As an initial observation, if the decedent lived in Tennessee, then I would assume that the probate court exercising jurisdiction over her estate is also located in Tennessee. Even though you live in Nevada, you will need to take action in the same probate court that assumed jurisdiction over your cousin's estate.
I suspect that you will need to hire a local probate attorney in Tennessee to assist with this.
The process varies from jurisdiction to jurisdiction, but typically there is some sort of process whereby you can either file a motion or a petition with the probate court challenging the standard intestate succession (intestate succession is the formula used by the court to determine who receives the possessions of a person dying without a will).

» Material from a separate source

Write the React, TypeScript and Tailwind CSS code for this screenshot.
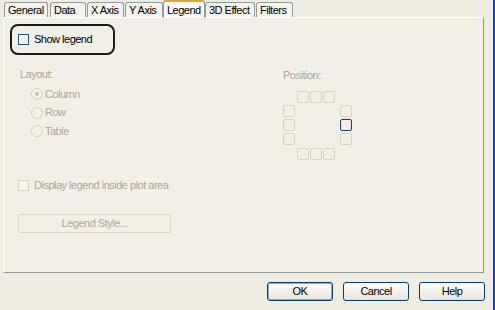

However, keep in mind that time is a factor. If you sit on this too long, you could lose your rights to intervene in the probate process. Depending on local rules, you usually have a window of time from the date that probate opens to intervene and state your case.
Tough situation. I am curious, why do yo say that the heirlooms that belong to your side of the family? There may have been some spoken agreement or understanding between the parties about it but courts really struggle with that because of proof problems. If these are the type of assets where possession determines ownership, then your cousin should have had a will that said they were yours.
Does any family member have a relationship with the dad. Maybe they can come to some accommodation.
You need to discuss this with a Tennessee lawyer as the decedent was apparently a resident of Tennessee. I suspect the Tennessee lawyer will tell you that the property goes to whoever gets it under the laws of Tennessee when someone dies without a will. But do check with a Tennessee lawyer.